Depth of Field increases when you use a smaller aperture, so when possible, try to shoot in the f11 to f22 range. Exposures made at small apertures generally require slower shutter speeds or a flash. Here’s where having a tripod pays off, otherwise you’re inviting blur.

 

Camera Movement Has Greater Impact

When you’re working just inches from the subject, even the slightest movement becomes magnified and causes the image to appear unsharp. Tamron’s Vibration Compensation is a huge help if you’re shooting with the Tamron 18-270 VC Macro Zoom or other Tamron lens that has VC. Even so, be aware of the “jitter factor” and behave accordingly. When shooting without a tripod, keep your elbows tucked tightly in at your sides. Exhale and hold your breath, then press the shutter release button slowly and smoothly. Little precautions can make a big difference.

© Jon Sienkiewicz

When using a tripod, turn the VC (or your camera’s internal image stabilization system) off. To minimize the vibration that your hand can impart when tripping the shutter, use the camera’s self-timer or an IR remote release. A few cameras allow you to raise the mirror to diminish camera shake.

 

Subject Movement Has Greater Impact

When shooting close-ups of flowers outdoors, the wind is your worst enemy. The faintest breeze can cause a petal to stir and make the image appear fuzzy. Seek shelter on the side of the house where the wind is blocked, or have a friend protect you with a sheet of plywood. When all else fails, visit the florist and do your flower photography indoors near a bright, sunny window.

 

Lighting Gets Trickier

In many instances, lighting and exposure are no more problematical when shooting close-ups than when practicing other forms of photography. However, when you are only inches away you must watch for shadows (especially the one caused by your body). You may have trouble with your camera’s built-in flash, too. Sometimes they overexpose close-ups (or at least blow out the highlights). You can buy special flash equipment—ring lights and studio strobes—but that’s beyond the scope of this article. You may get great results by bouncing your shoe-mounted accessory flash off the ceiling or a white cardboard reflector. This simple approach works well with my Nikon D90 and tiny Nikon SB-400 flash.

© Jon Sienkiewicz

A pair of simple 10-inch aluminum reflectors (available at any hardware or home improvement store) and 100 Watt (equivalent) CFL bulbs combine to make a remarkable lighting system for close-up work. The color balance is sometimes horrid (you can buy Daylight Balanced CFLs) so you should set your camera’s White Balance manually. Because they do not get nearly as hot as conventional bulbs, you can position them closer to the subject with no ill effect. Be careful not to break the bulb, however, because damaged CFLs are notoriously unfriendly to our environment.

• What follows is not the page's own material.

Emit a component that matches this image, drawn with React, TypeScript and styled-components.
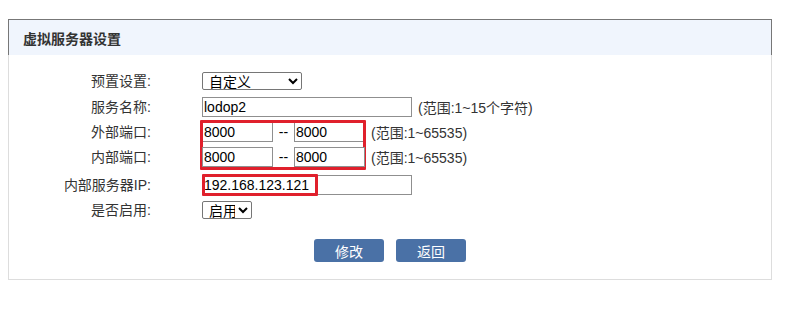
import React from 'react';
import styled, { createGlobalStyle } from 'styled-components';

const GlobalStyle = createGlobalStyle`
    body {
        margin: 0;
        background: #ffffff;
        font-family: "Liberation Sans", "Noto Sans CJK SC", sans-serif;
        font-size: 14px;
        color: #333333;
    }
`;

const Page = styled.div`
    padding: 19px 16px 0 8px;
`;

const Panel = styled.div`
    width: 764px;
    box-sizing: border-box;
`;

const Header = styled.div`
    height: 36px;
    box-sizing: border-box;
    border: 1px solid #777777;
    border-bottom: none;
    background-color: #f0f5fd;
    padding-left: 14px;
    display: flex;
    align-items: center;
    font-size: 14px;
    font-weight: bold;
    color: #333333;
`;

const Body = styled.div`
    border: 1px solid #dddddd;
    border-top: none;
    padding: 17px 0 17px 0;
`;

const Row = styled.div<{ $h: number; $gap: number }>`
    display: grid;
    grid-template-columns: 142px auto;
    column-gap: 51px;
    align-items: center;
    height: ${p => p.$h}px;
    margin-bottom: ${p => p.$gap}px;
`;

const Label = styled.label`
    text-align: right;
    white-space: nowrap;
    line-height: 16px;
`;

const Controls = styled.div`
    display: flex;
    align-items: center;
    height: 100%;
    position: relative;
`;

const Select = styled.select<{ $w: number }>`
    width: ${p => p.$w}px;
    height: 18px;
    box-sizing: border-box;
    padding: 0 0 0 2px;
    border: 1px solid #767676;
    border-radius: 2px;
    background: #ffffff;
    font-family: "Liberation Sans", "Noto Sans CJK SC", sans-serif;
    font-size: 14px;
    color: #000000;
`;

const Input = styled.input<{ $w: number }>`
    width: ${p => p.$w}px;
    height: 20px;
    box-sizing: border-box;
    padding: 0 1px;
    border: 1px solid #8f8f8f;
    border-radius: 0;
    font-family: "Liberation Sans", "Noto Sans CJK SC", sans-serif;
    font-size: 14px;
    color: #000000;
    outline: none;
`;

const Dash = styled.span`
    width: 21px;
    text-align: center;
    color: #000000;
`;

const Hint = styled.span`
    margin-left: 6px;
    white-space: nowrap;
    color: #333333;
`;

const Highlight = styled.span<{ $w: number; $h: number; $top: number; $left: number }>`
    position: absolute;
    top: ${p => p.$top}px;
    left: ${p => p.$left}px;
    width: ${p => p.$w}px;
    height: ${p => p.$h}px;
    box-sizing: border-box;
    border: 3px solid #e0202c;
    border-radius: 1px;
    pointer-events: none;
`;

const Actions = styled.div`
    display: flex;
    justify-content: center;
    gap: 12px;
    margin-top: 20px;
`;

const Button = styled.button`
    width: 70px;
    height: 23px;
    border: none;
    border-radius: 3px;
    background-color: #4a71a6;
    color: #ffffff;
    font-family: "Liberation Sans", "Noto Sans CJK SC", sans-serif;
    font-size: 14px;
    padding: 0;
    cursor: pointer;
`;

export default function App() {
    return (
        <>
            <GlobalStyle />
            <Page>
                <Panel>
                    <Header>虚拟服务器设置</Header>
                    <Body>
                        <Row $h={18} $gap={7}>
                            <Label>预置设置:</Label>
                            <Controls>
                                <Select $w={100} defaultValue='custom'>
                                    <option value='custom'>自定义</option>
                                </Select>
                            </Controls>
                        </Row>
                        <Row $h={20} $gap={5}>
                            <Label>服务名称:</Label>
                            <Controls>
                                <Input $w={210} defaultValue='lodop2' />
                                <Hint>(范围:1~15个字符)</Hint>
                            </Controls>
                        </Row>
                        <Row $h={20} $gap={5}>
                            <Label>外部端口:</Label>
                            <Controls>
                                <Input $w={71} defaultValue='8000' />
                                <Dash>--</Dash>
                                <Input $w={71} defaultValue='8000' />
                                <Hint>(范围:1~65535)</Hint>
                                <Highlight $top={-2} $left={-2} $w={166} $h={50} />
                            </Controls>
                        </Row>
                        <Row $h={20} $gap={8}>
                            <Label>内部端口:</Label>
                            <Controls>
                                <Input $w={71} defaultValue='8000' />
                                <Dash>--</Dash>
                                <Input $w={71} defaultValue='8000' />
                                <Hint>(范围:1~65535)</Hint>
                            </Controls>
                        </Row>
                        <Row $h={20} $gap={6}>
                            <Label>内部服务器IP:</Label>
                            <Controls>
                                <Input $w={210} defaultValue='192.168.123.121' />
                                <Highlight $top={-1} $left={0} $w={116} $h={22} />
                            </Controls>
                        </Row>
                        <Row $h={18} $gap={0}>
                            <Label>是否启用:</Label>
                            <Controls>
                                <Select $w={50} defaultValue='on'>
                                    <option value='on'>启用</option>
                                    <option value='off'>禁用</option>
                                </Select>
                            </Controls>
                        </Row>
                        <Actions>
                            <Button>修改</Button>
                            <Button>返回</Button>
                        </Actions>
                    </Body>
                </Panel>
            </Page>
        </>
    );
}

Several companies offer white, tent-like fabric domes that provide a shadow-free, evenly illuminated shooting environment for close-up photography of small objects. Most photo tents are smaller than 24-inches cubed, so there are limitations as to what will fit—but if you need to shoot anything about the size of a football helmet or smaller, they work great. Use the pair of reflectors mentioned above—but not unless you use the cool-burning CFL bulbs to minimize fire hazard.

© Jon Sienkiewicz

A couple final words: don’t be surprised when you see things in the image that your eye did not see when you studied the subject. Dust, tiny insects, pollen and so forth tend to turn up in close-up shots of flowers, for example. So be prepared to do a little judicious editing. Also, don’t overlook close-up shots of food, particularly the fancy-looking stuff served up at restaurants. Food photography is good practice. Sit near a window if you can, and shoot before you eat.